If the State law or local ordinance designates the position as policymaking or advisory the exclusion is applicable. In instances in which the law or ordinance does not clearly and specifically so categorize or label the position, other

[ 61 Pa. Commw. Page 120]

    pertinent factors such as job descriptions, the qualifications of individuals considered for and appointed to the position and the responsibilities involved, should be taken into account in determining the character of the position for purposes of applying the exclusion.

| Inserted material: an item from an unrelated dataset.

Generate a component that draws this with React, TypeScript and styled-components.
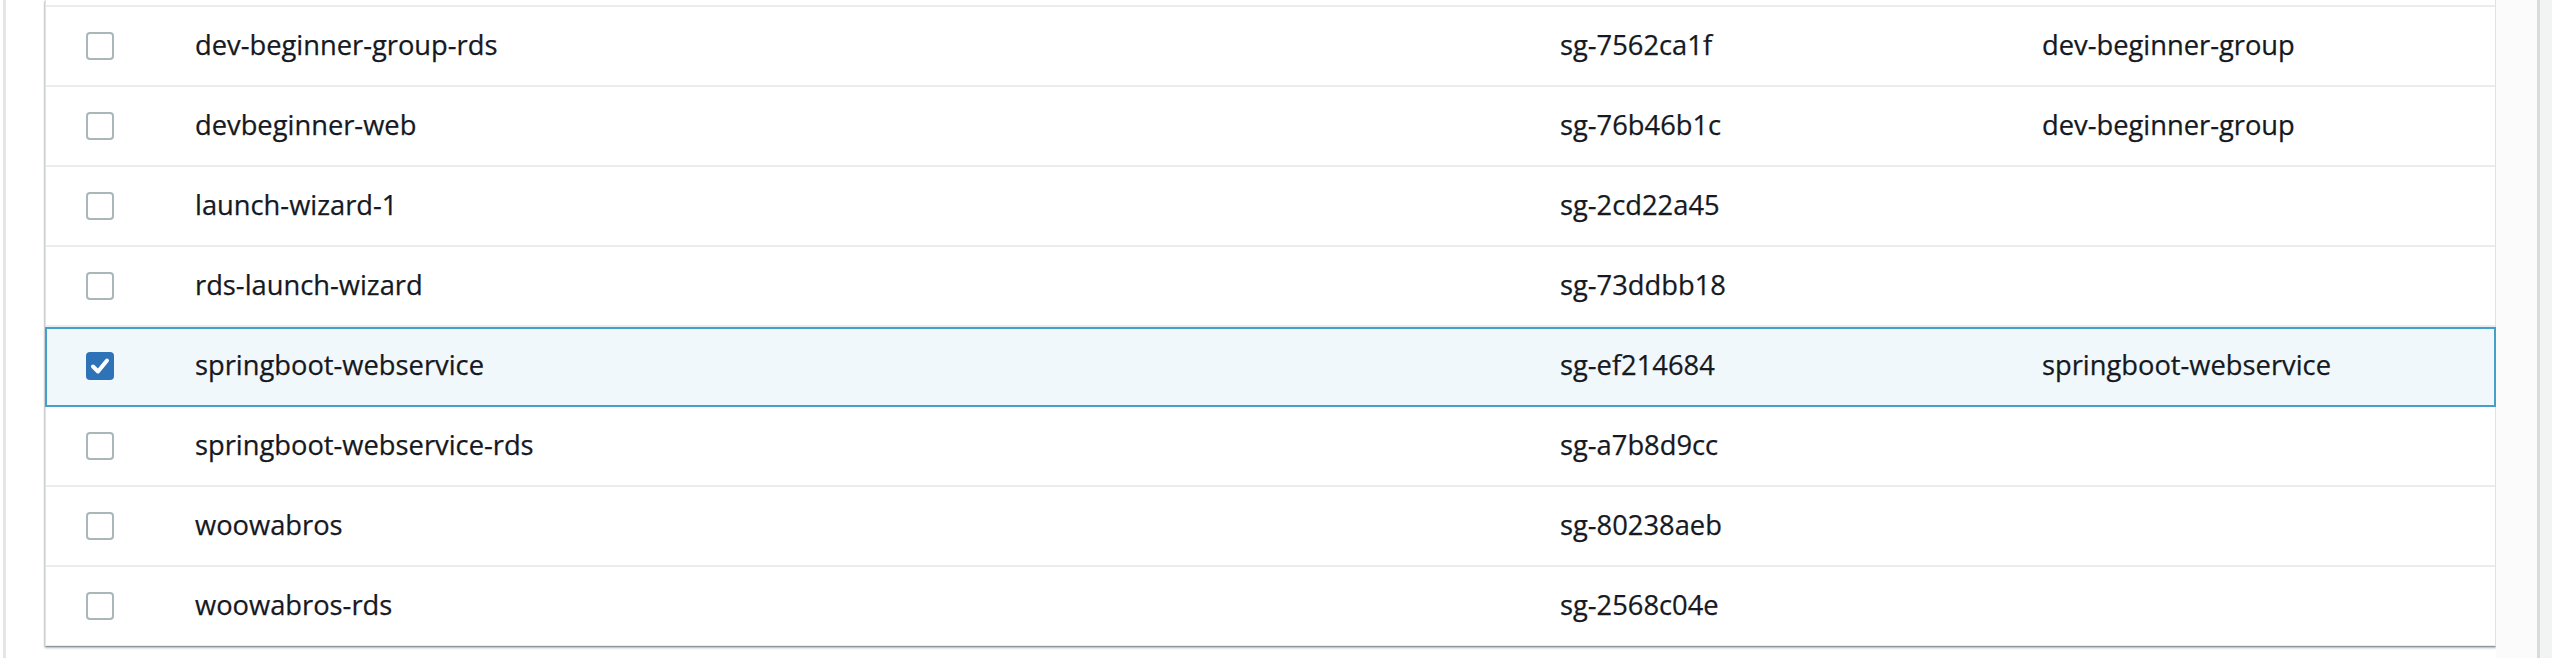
import React from "react";
import styled, { createGlobalStyle } from "styled-components";

const GlobalStyle = createGlobalStyle`
  html, body {
    margin: 0;
    padding: 0;
    background: #ffffff;
  }
  * { box-sizing: border-box; }
`;

const Page = styled.div`
  display: flex;
  width: 2552px;
  height: 658px;
  overflow: hidden;
  background: #ffffff;
  font-family: "Open Sans", "Noto Sans", sans-serif;
`;

const LeftGutter = styled.div`
  width: 42px;
  flex: none;
  margin-left: 3px;
  border-left: 3px solid #e3e6e6;
  background: #ffffff;
`;

const Panel = styled.div`
  flex: 1;
  align-self: flex-start;
  background: #ffffff;
  border-left: 1px solid #dfe3e3;
  border-right: 1px solid #dfe3e3;
  border-bottom: 1px solid #e9eded;
  box-shadow: 0 2px 2px 0 rgba(0, 28, 36, 0.3), 1px 1px 1px 0 rgba(0, 28, 36, 0.12),
    -1px 1px 1px 0 rgba(0, 28, 36, 0.12);
`;

const Stub = styled.div`
  height: 5px;
`;

const Row = styled.div<{ $selected?: boolean }>`
  display: grid;
  grid-template-columns: 149px 1365px 482px 1fr;
  align-items: center;
  height: 80px;
  border-top: 2px solid #eaeded;
  position: relative;
  color: #16191f;
  font-size: 27.3px;
  line-height: 1;
  background: ${(p) => (p.$selected ? "#f1f8fc" : "#ffffff")};

  ${(p) =>
    p.$selected &&
    `
    &::after {
      content: "";
      position: absolute;
      left: -1px;
      right: -1px;
      top: 0;
      bottom: -2px;
      border: 2px solid #449fca;
      z-index: 1;
      pointer-events: none;
    }
  `}
`;

const CheckCell = styled.div`
  display: flex;
  align-items: center;
  padding-left: 40px;
`;

const Cell = styled.div`
  white-space: nowrap;
  padding-bottom: 2px;
  -webkit-text-stroke: 0.25px #16191f;
`;

const BoxEmpty = styled.span`
  display: block;
  width: 28px;
  height: 28px;
  border: 2px solid #aab7b8;
  border-radius: 4px;
  background: #ffffff;
`;

const RightGutter = styled.div`
  width: 41px;
  flex: none;
  background: #fbfbfb;
`;

const ScrollStrip = styled.div`
  width: 15px;
  flex: none;
  border-left: 3px solid #d8dbdb;
  background: #f2f3f3;
`;

const Checked = () => (
  <svg width="28" height="28" viewBox="0 0 28 28" style={{ display: "block" }}>
    <rect x="0" y="0" width="28" height="28" rx="4" fill="#2e73b8" />
    <path
      d="M7 14.5 L12 19.5 L21 8.5"
      fill="none"
      stroke="#ffffff"
      strokeWidth="4"
      strokeLinecap="round"
      strokeLinejoin="round"
    />
  </svg>
);

const rows = [
  { name: "dev-beginner-group-rds", id: "sg-7562ca1f", vpc: "dev-beginner-group" },
  { name: "devbeginner-web", id: "sg-76b46b1c", vpc: "dev-beginner-group" },
  { name: "launch-wizard-1", id: "sg-2cd22a45", vpc: "" },
  { name: "rds-launch-wizard", id: "sg-73ddbb18", vpc: "" },
  { name: "springboot-webservice", id: "sg-ef214684", vpc: "springboot-webservice", selected: true },
  { name: "springboot-webservice-rds", id: "sg-a7b8d9cc", vpc: "" },
  { name: "woowabros", id: "sg-80238aeb", vpc: "" },
  { name: "woowabros-rds", id: "sg-2568c04e", vpc: "" },
];

export default function App() {
  return (
    <>
      <GlobalStyle />
      <Page>
        <LeftGutter />
        <Panel>
          <Stub />
          {rows.map((r) => (
            <Row key={r.id} $selected={r.selected}>
              <CheckCell>{r.selected ? <Checked /> : <BoxEmpty />}</CheckCell>
              <Cell>{r.name}</Cell>
              <Cell>{r.id}</Cell>
              <Cell>{r.vpc}</Cell>
            </Row>
          ))}
        </Panel>
        <RightGutter />
        <ScrollStrip />
      </Page>
    </>
  );
}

Of course, such background commentary is not admissible or needed as legislative history where the provisions of law, as here, are clear and not ambiguous, Jopek v. New York Central Railroad Co., 353 F.2d 778 (3rd Cir., 1965); Glencrest Realty Co. v. Zoning Hearing Board of Washington Township, 46 Pa. Commonwealth Ct. 177, 179, 406 A.2d 836, 838 (1979); nor can such commentary be read in conflict with words which the law itself contains, 1 Pa. C.S. § 1939. The board misinterprets the commentary by viewing it as an authorization to embark upon an individualized examination of the history of the particular incumbent after-the-fact. At most, that commentary can be read to indicate that, if no designation is found in statute or ordinance, reference may be made to other official documentation such as job descriptions and job qualifications, not to post mortems as to how a particular jobholder worked out.

We therefore conclude that the board erred as a matter of law in its interpretation of Section 1002(11) and, there being no official designation that the position was a major advisory one, benefits should be granted.

In view of our conclusion, we do not reach the constitutional questions raised on behalf of claimant.

Order

Now, August 6, 1981, the decision of the Unemployment Compensation Board of Review, No. B-178035, is reversed, and this case is remanded for computation of benefits.

Disposition

Reversed and remanded for the computation of benefits.